If a CUDA-capable GPU is available:
export CUDA_HOME=/usr/local/cuda
export CUTE_HOME=$(pwd)/choreo/extern/cutlass
cd choreo && bash tests/lit.sh tests/ && cd ..| Metric | Paper | Expected (current compiler) |
|---|---|---|
| Cases compiled | 291/310 | ≥299/310 (improved) |
| Generated | 11,524 | ~12,000 (improved) |
| Discharged | 10,693 | ~11,150 (improved) |
| Runtime surviving | 831 | ~828 |
| ADR | 92.8% | ~93.1% |
The current compiler fixes cases that previously failed to compile, generating more assessments with a slightly higher discharge rate.
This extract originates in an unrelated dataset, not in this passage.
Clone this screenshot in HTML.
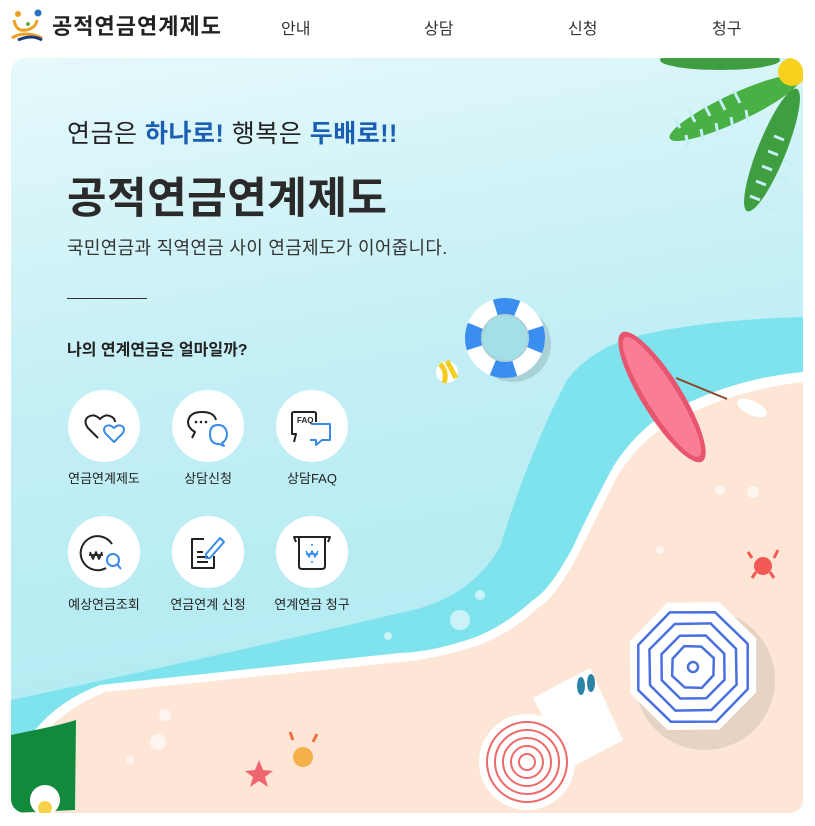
<!DOCTYPE html>
<html><head><meta charset="utf-8"><style>
*{margin:0;padding:0;box-sizing:border-box}
body{width:815px;height:826px;background:#fff;font-family:"Liberation Sans","Noto Sans CJK KR",sans-serif;position:relative;overflow:hidden;color:#222}
.nav{position:absolute;top:15px;font-size:16px;color:#333}
.card{position:absolute;left:11px;top:58px;width:792px;height:755px;border-radius:14px;overflow:hidden;background:linear-gradient(170deg,#e6f9fb 0%,#c3eff5 40%,#a8e8f0 100%)}
.t{position:absolute;white-space:nowrap}
.ic{position:absolute;width:72px;height:72px;border-radius:50%;background:#fff}
.ic svg{position:absolute;left:0;top:0}
.lb{position:absolute;width:120px;text-align:center;font-size:13px;color:#222}
</style></head><body>
<svg style="position:absolute;left:10px;top:8px" width="36" height="34" viewBox="0 0 36 34">
<circle cx="8" cy="6" r="3" fill="#f0a020"/><circle cx="28" cy="5" r="3.5" fill="#2a6fc0"/>
<path d="M4 12 Q6 24 16 22 Q26 20 27 12" fill="none" stroke="#f0a020" stroke-width="3"/>
<circle cx="18" cy="16" r="2" fill="#60b040"/>
<path d="M2 30 Q14 22 32 30" fill="none" stroke="#f0a020" stroke-width="3"/>
<path d="M8 32 Q22 26 32 32" fill="none" stroke="#1c3a80" stroke-width="3"/>
</svg>
<div class="t" style="left:52px;top:9px;font-size:22px;font-weight:bold;color:#222;letter-spacing:1px">공적연금연계제도</div>
<div class="nav" style="left:281px">안내</div>
<div class="nav" style="left:424px">상담</div>
<div class="nav" style="left:568px">신청</div>
<div class="nav" style="left:712px">청구</div>
<div class="card">
<svg style="position:absolute;left:0;top:0" width="792" height="755" viewBox="11 58 792 755">
<!-- dark sea -->
<path d="M803 317 Q700 320 633 337 Q590 350 567 380 Q530 450 500 547 Q470 600 400 613 Q200 660 11 700 L11 813 L803 813Z" fill="#7fe3ee"/>
<!-- white shore -->
<path d="M803 372 Q720 380 653 422 Q630 440 613 467 Q590 510 573 547 Q550 590 533 600 Q500 630 467 640 Q430 652 400 653 L100 685 Q60 700 35 730 L11 760 L11 813 L803 813Z" fill="#fff"/>
<path d="M803 382 Q720 392 660 430 Q635 448 618 475 Q595 520 578 555 Q555 598 538 608 Q505 638 470 648 Q430 660 400 662 L105 692 Q65 708 40 738 L11 770 L11 813 L803 813Z" fill="#fde6d6"/>
<!-- palm leaves -->
<g fill="#49b045"><ellipse cx="735" cy="108" rx="72" ry="14" transform="rotate(-25 735 108)"/>
<ellipse cx="772" cy="150" rx="66" ry="14" transform="rotate(-68 772 150)" fill="#3f9e40"/>
<ellipse cx="720" cy="60" rx="60" ry="10" fill="#3f9e40"/></g>
<g stroke="#c4eff5" stroke-width="3"><path d="M680 128 l-6 -10 M695 122 l-6 -12 M710 116 l-6 -12 M725 110 l-6 -12 M740 103 l-6 -12 M686 135 l2 12 M701 129 l2 12 M716 123 l2 12 M731 117 l2 12 M746 110 l2 12"/>
<path d="M760 200 l-10 -4 M766 185 l-10 -4 M772 170 l-10 -4 M778 155 l-10 -4 M784 140 l-10 -4 M765 205 l10 5 M771 190 l10 5 M777 175 l10 5 M783 160 l10 5"/></g>
<circle cx="792" cy="72" r="14" fill="#f6d21e"/>
<!-- ring -->
<circle cx="513" cy="344" r="38" fill="#000" opacity=".12"/>
<circle cx="505" cy="338" r="32" fill="none" stroke="#fff" stroke-width="16"/>
<circle cx="505" cy="338" r="32" fill="none" stroke="#3a8ef0" stroke-width="16" stroke-dasharray="22.5 27.7" stroke-dashoffset="10"/>
<circle cx="505" cy="338" r="22" fill="#a2dfe6"/>
<circle cx="447" cy="372" r="11" fill="#fff"/><path d="M440 364 Q448 372 444 383 M447 361 L456 378" stroke="#f5cc20" stroke-width="5" fill="none"/>
<!-- surfboard -->
<ellipse cx="662" cy="397" rx="20" ry="76" transform="rotate(-32 662 397)" fill="#e8556f"/>
<ellipse cx="662" cy="397" rx="15" ry="70" transform="rotate(-32 662 397)" fill="#fa7d96"/>
<path d="M676 378 L727 399" stroke="#8a4a2a" stroke-width="2"/>
<ellipse cx="752" cy="408" rx="16" ry="7" fill="#fff" transform="rotate(25 752 408)"/>
<!-- crab -->
<circle cx="763" cy="566" r="9" fill="#f25a55"/>
<path d="M752 558 l-4 -6 M774 558 l4 -8 M756 572 l-4 6 M770 572 l4 6" stroke="#f25a55" stroke-width="3"/>
<!-- towel & flipflops -->
<path d="M533 698 L590 668 L623 740 L570 768Z" fill="#fff"/>
<ellipse cx="581" cy="686" rx="4" ry="9" fill="#2b83a8"/><ellipse cx="591" cy="683" rx="4" ry="9" fill="#2b83a8"/>
<!-- blue umbrella -->
<circle cx="705" cy="680" r="70" fill="#e6d3c4"/>
<polygon points="693,597 741,617 761,667 741,715 693,735 645,715 625,667 645,617" fill="#fff" transform="rotate(22 693 667)"/>
<g fill="none" stroke="#4a70e0" stroke-width="2.5" transform="rotate(22 693 667)">
<polygon points="693,608 735,625 752,667 735,709 693,726 651,709 634,667 651,625"/>
<polygon points="693,620 726,634 740,667 726,700 693,714 660,700 646,667 660,634"/>
<polygon points="693,633 717,643 727,667 717,691 693,701 669,691 659,667 669,643"/>
<polygon points="693,645 709,651 715,667 709,683 693,689 677,683 671,667 677,651"/>
<circle cx="693" cy="667" r="5"/></g>
<!-- red umbrella -->
<circle cx="527" cy="762" r="48" fill="#fff"/>
<g fill="none" stroke="#ee6a6a" stroke-width="2"><circle cx="527" cy="762" r="40"/><circle cx="527" cy="762" r="32"/><circle cx="527" cy="762" r="24"/><circle cx="527" cy="762" r="16"/><circle cx="527" cy="762" r="8"/></g>
<!-- bottom small -->
<path d="M259 760 l4 10 10 1 -8 6 3 10 -9 -6 -9 6 3 -10 -8 -6 10 -1z" fill="#ef6670"/>
<circle cx="303" cy="757" r="10" fill="#f5b04a"/>
<path d="M293 740 l-3 -8 M313 742 l4 -8" stroke="#f07040" stroke-width="3"/>
<g fill="#fff" opacity=".6"><circle cx="165" cy="715" r="6"/><circle cx="158" cy="742" r="8"/><circle cx="130" cy="760" r="4"/><circle cx="460" cy="620" r="10"/><circle cx="480" cy="595" r="5"/><circle cx="388" cy="636" r="4"/><circle cx="753" cy="492" r="6"/><circle cx="720" cy="490" r="5"/><circle cx="660" cy="550" r="4"/></g>
<!-- monstera -->
<path d="M11 735 L35 730 Q60 725 76 720 L75 810 L11 813Z" fill="#128a3e"/>
<circle cx="45" cy="800" r="15" fill="#fff"/><circle cx="45" cy="808" r="7" fill="#f7d24a"/>
</svg>
<div class="t" style="left:56px;top:56px;font-size:25px;color:#222;letter-spacing:.5px">연금은 <b style="color:#1a5fb4">하나로!</b> 행복은 <b style="color:#1a5fb4">두배로!!</b></div>
<div class="t" style="left:56px;top:106px;font-size:43px;font-weight:bold;color:#2a2a2a;letter-spacing:.5px">공적연금연계제도</div>
<div class="t" style="left:56px;top:176px;font-size:18px;color:#333;letter-spacing:.3px">국민연금과 직역연금 사이 연금제도가 이어줍니다.</div>
<div style="position:absolute;left:56px;top:240px;width:80px;height:1px;background:#333"></div>
<div class="t" style="left:56px;top:278px;font-size:16px;font-weight:bold;color:#222">나의 연계연금은 얼마일까?</div>

<div class="ic" style="left:57px;top:332px"><svg width="72" height="72" fill="none" stroke-width="2" stroke-linejoin="round">
<path d="M30 48 L20 38 Q15 31 20 27 Q26 23 32 29 Q38 23 44 27 Q47 29 47 32" stroke="#222"/>
<path d="M46 52 L38 44 Q34 39 38 36 Q42 34 46 38 Q50 34 54 36 Q58 39 54 44Z" stroke="#3a8ae8"/></svg></div>
<div class="ic" style="left:161px;top:332px"><svg width="72" height="72" fill="none" stroke-width="2" stroke-linejoin="round">
<path d="M20 48 L23 42 Q16 38 16 32 Q17 22 30 22 Q42 22 44 30" stroke="#222"/>
<circle cx="24" cy="32" r="1.3" fill="#222" stroke="none"/><circle cx="29" cy="32" r="1.3" fill="#222" stroke="none"/><circle cx="34" cy="32" r="1.3" fill="#222" stroke="none"/>
<path d="M50 53 L52 56 L47 54 Q38 54 38 44 Q38 35 46 35 Q54 35 55 44 Q55 50 50 53Z" stroke="#3a8ae8"/></svg></div>
<div class="ic" style="left:265px;top:332px"><svg width="72" height="72" fill="none" stroke-width="2" stroke-linejoin="round">
<path d="M18 52 L20 44 L16 44 L16 24 Q16 22 18 22 L38 22 Q40 22 40 24 L40 32" stroke="#222"/>
<path d="M36 34 L54 34 L54 50 L46 50 L40 55 L40 50 L34 50" stroke="#3a8ae8"/>
<text x="21" y="33" font-size="8" font-weight="bold" fill="#222" stroke="none" font-family="Liberation Sans">FAQ</text></svg></div>

<div class="ic" style="left:57px;top:458px"><svg width="72" height="72" fill="none" stroke-width="2" stroke-linejoin="round">
<path d="M44 28 A17 17 0 1 0 38 52" stroke="#222"/>
<path d="M22 36 L25 43 L28 36 L31 43 L34 36 M21 39 L35 39" stroke="#222" stroke-width="1.8"/>
<circle cx="45" cy="44" r="6" stroke="#3a8ae8"/><path d="M49 48 L53 53" stroke="#3a8ae8"/></svg></div>
<div class="ic" style="left:161px;top:458px"><svg width="72" height="72" fill="none" stroke-width="2" stroke-linejoin="round">
<path d="M32 23 L20 23 L20 52 L42 52 L42 40" stroke="#222"/>
<path d="M25 36 L31 36 M25 41 L36 41 M25 46 L36 46" stroke="#222"/>
<path d="M34 38 L48 22 L52 26 L38 42 L34 42Z" stroke="#3a8ae8"/></svg></div>
<div class="ic" style="left:265px;top:458px"><svg width="72" height="72" fill="none" stroke-width="2" stroke-linejoin="round">
<path d="M20 26 L18 21 L54 21 L52 26 M23 22 L23 50 Q23 53 26 53 L46 53 Q49 53 49 50 L49 22" stroke="#222"/>
<path d="M30 35 L33 41 L36 35 L39 41 L42 35 M30 38 L42 38" stroke="#3a8ae8" stroke-width="1.5"/>
<circle cx="36" cy="29" r="1" fill="#3a8ae8" stroke="none"/><circle cx="36" cy="46" r="1" fill="#3a8ae8" stroke="none"/></svg></div>

<div class="lb" style="left:33px;top:410px">연금연계제도</div>
<div class="lb" style="left:137px;top:410px">상담신청</div>
<div class="lb" style="left:241px;top:410px">상담FAQ</div>
<div class="lb" style="left:33px;top:536px">예상연금조회</div>
<div class="lb" style="left:137px;top:536px">연금연계 신청</div>
<div class="lb" style="left:241px;top:536px">연계연금 청구</div>
</div>
</body></html>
| Metric | Paper | Expected |
|---|---|---|
| CTO | 4.7% | ~5% (machine-dep.) |
| Cases | 152 | 152 |
The aggregate CTO varies slightly across machines due to hardware differences. Per-category trends are stable.
| Metric | Paper | Expected |
|---|---|---|
| Median | <0.1% | ~0% (negligible) |
| Cases | ~152 | 152 |
| Range | — | [-4%, +4%] (noise) |
Entry-level runtime assertions (host-side integer comparisons before kernel launch) impose negligible overhead. The median is consistently near zero.
| Component | Version | Source |
|---|---|---|
| Choreo | svn-artifacts | github.com/LancerLab/croqtile |
| LLVM/MLIR | release/22.x | github.com/llvm/llvm-project |
| IREE | v3.10.0 | pre-compiled or scripts/fetch_mlir_baselines.sh |
| Triton | v3.6.0 | scripts/fetch_mlir_baselines.sh |
| CUTLASS | v4.2.1 | via Choreo submodule |
| GoogleTest | latest | via Choreo submodule |
See individual component licenses. The benchmark cases and evaluation scripts in this repository are provided for artifact evaluation purposes.